How Should I Eliminate The Bad Debt And Keep The Good Debt?
How Debt Chases Us
You must find out what the bad debt is and what the good debt is. Use this as a rule of thumb: If you are purchasing an item that will NOT go up in value, and you cannot afford to pay cash for it, then you really CANNOT afford it!
Many of us like to sign up for store credit cards thinking that if we do make purchases of these cards, we will be getting 10 to 20 percent off in discounts in almost all of our purchases. While this is true to an extent, the savings will vanish unless the bill is paid off immediately.
Here are some good debt consolidation facts that tell it as it is. If you miss one or two payments on your credit card debt, the issuing company will skyrocket your interest rate to a whopping 27 to 30 percent.
Next, out of a random sample of three million American consumers (included in Experian’s National Score Index), 51 percent of them have at least two credit cards and 14 percent of them have ten or more credit cards.

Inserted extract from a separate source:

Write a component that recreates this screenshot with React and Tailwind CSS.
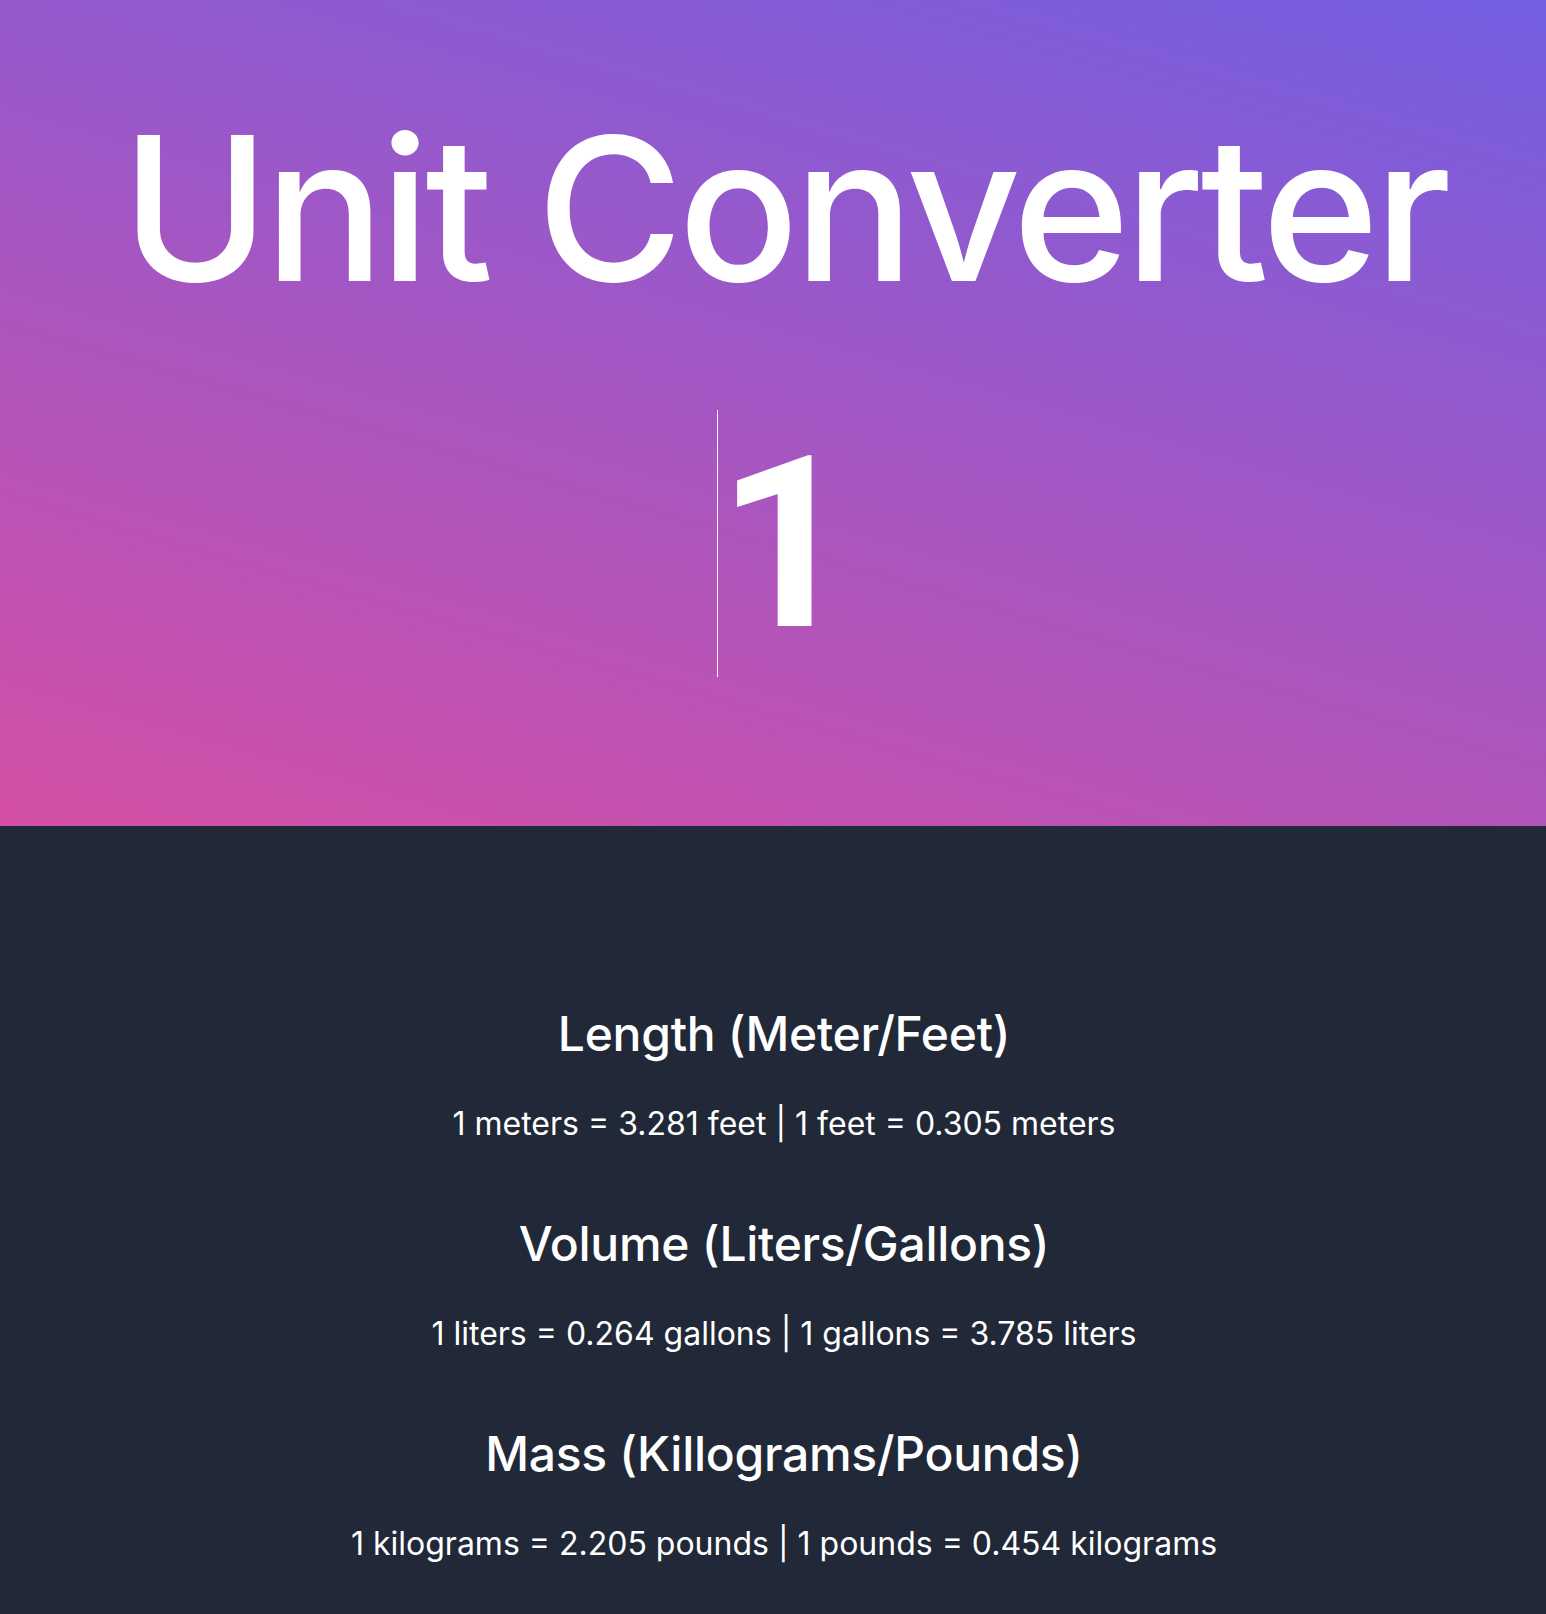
import { useState } from "react";

const units = [
  { title: "Length (Meter/Feet)", a: "meters", b: "feet", ab: 3.281, ba: 0.305 },
  { title: "Volume (Liters/Gallons)", a: "liters", b: "gallons", ab: 0.264, ba: 3.785 },
  { title: "Mass (Killograms/Pounds)", a: "kilograms", b: "pounds", ab: 2.205, ba: 0.454 },
];

function App() {
  const [value, setValue] = useState("1");
  const n = Number(value) || 0;

  return (
    <div className="min-h-screen bg-[#212837] text-white font-['Inter','Noto_Sans',sans-serif]">
      {/* Header */}
      <header className="h-[826px] bg-[linear-gradient(16deg,#d44fa5,#735ee1)] pl-[22px] pt-[108px] flex flex-col items-center">
        <h1 className="text-[200px] leading-[200px] font-medium tracking-[-0.025em]">Unit Converter</h1>
        <div className="mt-[102px] flex items-start justify-center font-['Roboto',sans-serif]">
          {/* text caret */}
          <span aria-hidden="true" className="w-px h-[267px] bg-white"></span>
          <input
            type="text"
            value={value}
            onChange={(e) => setValue(e.target.value)}
            className="w-[134px] h-[268px] p-0 bg-transparent text-left text-white caret-transparent outline-none border-none text-[240px] leading-[268px] font-bold"
          />
        </div>
      </header>

      {/* Results */}
      <main className="pl-[22px] pt-[184px] pb-[60px] flex flex-col items-center gap-[78px]">
        {units.map((u) => (
          <section key={u.title} className="flex flex-col items-center">
            <h2 className="text-[48px] leading-[48px] font-medium tracking-[-0.006em]">{u.title}</h2>
            <p className="mt-[48px] text-[32px] leading-[36px]">
              {n} {u.a} = {(n * u.ab).toFixed(3)} {u.b} | {n} {u.b} = {(n * u.ba).toFixed(3)} {u.a}
            </p>
          </section>
        ))}
      </main>
    </div>
  );
}

export default App;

Third, if you spend more than 50 percent of your credit limit each month, this indicates to the Credit Bureau that you do not have enough cash on hand to meet your monthly expenses. This will term you as a high credit risk and will actually reduce your score by 60 to 70 points overnight.
Good Debt
A list of good debt: mortgage loan, business/commercial loan, real estate loan, home equity line of credit and school student loan.
Good debt is investment debt that creates value. This is debt that is tax-deductible. It takes up more debt that builds wealth over the longer term, which will make a good profit and capital gain.
If you take a home equity loan because you have 17 percent on your credit card, and you go with a 6 percent loan that’s tax-deductible, that’s good debt.
Other good debts are those that are taken out to generate high returns on stock market investments, mutual funds, etc. Look at good debt as something that is always growing for you in a good way and helping you with taxes by the way side.
Bad Debt
This is when you buy something that goes down in value immediately and has NO potential to increase in anyway.
Say you purchase a 21-inch television for $1000 and put it on your credit card. Within one to two years the television now is only worth $200. What’s even worse if you have not paid off your credit card for the payment of the television, you are now paying interest and losing more.
The items on a bad list are: auto loans, credit cards, store credit cards and gambling debts. As soon as you walk out of the door you have already lost value from any item listed here.
It is up to each of us how we earn and spend our money. Once again, without a plan and going forward on emotions you will go fast and deep into the never, never land of dark, deep debt. By being frugal at first, planning and staying the course you will be more than happy with the final results.